Even the court’s technically “interim” actions carry heavier consequences than the word can bear. When it comes to letting the administration fire officials, or deport people, or cut research funding (to name a few recent examples), those bells are hard to unring should the high court reach different conclusions months or years down the line.

Finally, it’s worth noting that Kavanaugh recently joined Justice Neil Gorsuch’s chiding of lower court judges for (in the Trump appointees’ view) defying the high court’s recent orders. Gorsuch wrote that that even when the justices weigh in on an interim basis, “it constitutes a precedent that commands respect in lower courts.” That led a district judge who was a target of that criticism to respond that he “simply did not understand that orders on the emergency docket were precedent.”

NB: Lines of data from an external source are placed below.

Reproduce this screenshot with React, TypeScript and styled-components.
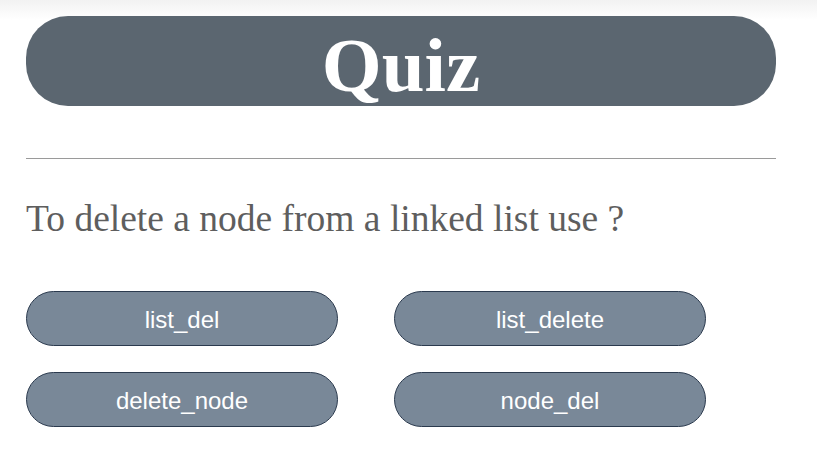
import React from "react";
import styled, { createGlobalStyle } from "styled-components";

const Global = createGlobalStyle`
  html, body {
    margin: 0;
    padding: 0;
    background: linear-gradient(#f2f2f2 0px, #ffffff 20px) no-repeat, #ffffff;
    min-height: 100%;
  }
  body {
    font-family: "Liberation Serif", "Times New Roman", serif;
  }
`;

const Page = styled.main`
  width: 750px;
  padding: 16px 0 0 26px;
  display: flex;
  flex-direction: column;
`;

const Banner = styled.h1`
  margin: 0;
  height: 90px;
  box-sizing: border-box;
  padding-top: 9px;
  border-radius: 42px;
  background: #5b6670;
  color: #ffffff;
  text-align: center;
  font-family: "Liberation Serif", "Times New Roman", serif;
  font-weight: 700;
  font-size: 77px;
  line-height: 81px;
`;

const Divider = styled.hr`
  margin: 52px 0 0;
  border: none;
  border-top: 1px solid #9a9a9a;
  height: 0;
`;

const Question = styled.p`
  margin: 38px 0 0;
  font-family: "Liberation Serif", "Times New Roman", serif;
  font-size: 37.5px;
  line-height: 44px;
  color: #5e5e5e;
`;

const Options = styled.div`
  margin-top: 50px;
  display: grid;
  grid-template-columns: 312px 312px;
  column-gap: 56px;
  row-gap: 26px;
`;

const Option = styled.button`
  height: 55px;
  box-sizing: border-box;
  border: 1px solid #2b3a4e;
  border-radius: 28px;
  background: #798898;
  color: #ffffff;
  font-family: "Liberation Sans", Arial, sans-serif;
  font-size: 24px;
  padding: 2px 0 0;
  cursor: pointer;
`;

const answers = ["list_del", "list_delete", "delete_node", "node_del"];

export default function App() {
  return (
    <>
      <Global />
      <Page>
        <Banner>Quiz</Banner>
        <Divider />
        <Question>To delete a node from a linked list use ?</Question>
        <Options>
          {answers.map((a) => (
            <Option key={a}>{a}</Option>
          ))}
        </Options>
      </Page>
    </>
  );
}
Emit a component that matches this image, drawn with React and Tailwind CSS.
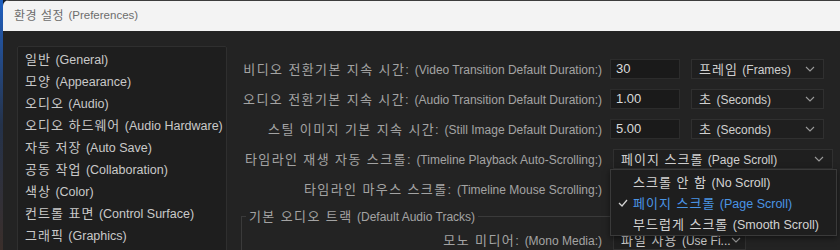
const FONT = { fontFamily: '"Liberation Sans", "Noto Sans CJK KR", sans-serif' };

function Chevron() {
  return (
    <svg width="10" height="6" viewBox="0 0 10 6" className="shrink-0">
      <polyline points="1,1 5,5 9,1" fill="none" stroke="#9a9a9a" strokeWidth="1.1" />
    </svg>
  );
}

function Label({ ko, en, className = "" }) {
  return (
    <div className={`text-right whitespace-nowrap ${className}`}>
      <span className="text-[13px] tracking-[1.4px] text-[#a3a3a3]">{ko}</span>{" "}
      <span className="text-[12px] text-[#a3a3a3]">{en}</span>
    </div>
  );
}

function Select({ ko, en, className = "" }) {
  return (
    <div
      className={`flex h-[20px] items-center justify-between border border-[#303030] bg-[#1f1f1f] pl-[7px] pr-[8px] ${className}`}
    >
      <span className="whitespace-nowrap text-[#cfcfcf]">
        <span className="text-[13px] tracking-[1px]">{ko}</span>{" "}
        <span className="text-[12px]">{en}</span>
      </span>
      <Chevron />
    </div>
  );
}

function Input({ value }) {
  return (
    <div className="flex h-[20px] w-[70px] items-center border border-[#2c2c2c] bg-[#1a1a1a] pl-[5px] text-[13px] text-[#dadada]">
      {value}
    </div>
  );
}

const categories = [
  ["일반", "(General)"],
  ["모양", "(Appearance)"],
  ["오디오", "(Audio)"],
  ["오디오 하드웨어", "(Audio Hardware)"],
  ["자동 저장", "(Auto Save)"],
  ["공동 작업", "(Collaboration)"],
  ["색상", "(Color)"],
  ["컨트롤 표면", "(Control Surface)"],
  ["그래픽", "(Graphics)"],
];

const rows = [
  ["비디오 전환기본 지속 시간:", "(Video Transition Default Duration:)", "30", "프레임", "(Frames)"],
  ["오디오 전환기본 지속 시간:", "(Audio Transition Default Duration:)", "1.00", "초", "(Seconds)"],
  ["스틸 이미지 기본 지속 시간:", "(Still Image Default Duration:)", "5.00", "초", "(Seconds)"],
];

const scrollOptions = [
  ["스크롤 안 함", "(No Scroll)", false],
  ["페이지 스크롤", "(Page Scroll)", true],
  ["부드럽게 스크롤", "(Smooth Scroll)", false],
];

export default function App() {
  return (
    <div className="flex h-[250px] w-[840px] overflow-hidden bg-[#0f1a2c]" style={FONT}>
      <div className="w-[3px] shrink-0 bg-gradient-to-b from-[#1d5fc0] via-[#24324a] to-[#3a2e2a]" />
      <div className="flex flex-1 flex-col overflow-hidden rounded-tl-[6px] bg-[#232323]">
        <div className="flex h-[31px] shrink-0 items-center border-t border-[#3c3c3c] bg-[#f3f3f3] pl-[11px] text-[#6d6d6d]">
          <span className="text-[12px] tracking-[0.5px]">환경 설정</span>&nbsp;
          <span className="text-[11.5px]">(Preferences)</span>
        </div>
        <div className="flex flex-1">
          <div className="ml-[14px] mt-[15px] w-[210px] shrink-0 rounded-[2px] border border-[#2f2f2f] bg-[#1e1e1e] pt-[1px]">
            {categories.map(([ko, en]) => (
              <div key={en} className="h-[22px] whitespace-nowrap pl-[7px] leading-[22px] text-[#c9c9c9]">
                <span className="text-[13px] tracking-[1px]">{ko}</span>{" "}
                <span className="text-[12.5px]">{en}</span>
              </div>
            ))}
          </div>

          <div className="flex flex-1 flex-col pt-[23px]">
            {rows.map(([ko, en, val, uko, uen]) => (
              <div key={en} className="flex h-[30px] items-center">
                <Label ko={ko} en={en} className="w-[375px]" />
                <div className="ml-[8px]">
                  <Input value={val} />
                </div>
                <Select ko={uko} en={uen} className="ml-[11px] w-[133px]" />
              </div>
            ))}

            <div className="flex h-[30px] items-center">
              <Label ko="타임라인 재생 자동 스크롤:" en="(Timeline Playback Auto-Scrolling:)" className="w-[375px]" />
              <div className="relative ml-[11px] w-[220px]">
                <Select ko="페이지 스크롤" en="(Page Scroll)" className="w-full" />
                <div className="absolute left-[-3px] top-full z-10 w-[227px] border border-[#3a3a3a] bg-[#1e1e1e] py-[1px] shadow-[0_2px_6px_rgba(0,0,0,0.5)]">
                  {scrollOptions.map(([ko, en, sel]) => (
                    <div
                      key={en}
                      className={`relative h-[21px] whitespace-nowrap pl-[22px] leading-[21px] ${
                        sel ? "text-[#4a94e4]" : "text-[#d2d2d2]"
                      }`}
                    >
                      {sel && (
                        <svg width="10" height="8" viewBox="0 0 10 8" className="absolute left-[7px] top-[7px]">
                          <polyline points="1,4 4,7 9,1" fill="none" stroke="#d2d2d2" strokeWidth="1.3" />
                        </svg>
                      )}
                      <span className="text-[13px] tracking-[1px]">{ko}</span>{" "}
                      <span className="text-[12.5px]">{en}</span>
                    </div>
                  ))}
                </div>
              </div>
            </div>

            <div className="flex h-[30px] items-center">
              <Label ko="타임라인 마우스 스크롤:" en="(Timeline Mouse Scrolling:)" className="w-[375px]" />
            </div>

            <fieldset className="ml-[14px] mr-[4px] border-l border-t border-[#3a3a3a]">
              <legend className="ml-[4px] h-[24px] px-[3px] leading-[24px] whitespace-nowrap text-[#a3a3a3]">
                <span className="text-[13px] tracking-[1.4px]">기본 오디오 트랙</span>{" "}
                <span className="text-[12px]">(Default Audio Tracks)</span>
              </legend>
              <div className="flex h-[24px] items-center">
                <Label ko="모노 미디어:" en="(Mono Media:)" className="w-[360px]" />
                <Select ko="파일 사용" en="(Use Fi..." className="ml-[11px] w-[133px]" />
              </div>
            </fieldset>
          </div>
        </div>
      </div>
    </div>
  );
}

That exchange reinforces the more important point that it matters more what the justices do on the shadow docket than what we call it. On that note, lower court judges have recently criticized the high court for failing to explain itself sufficiently. One judge this week responded to Gorsuch’s criticism by writing that “the Supreme Court’s recent emergency docket rulings regarding grant terminations have not been models of clarity, and have left many issues unresolved.”

So at least from the perspective of the judges who must implement the law on a daily basis, the high court’s work can be opaque in ways that could even be called shadowy.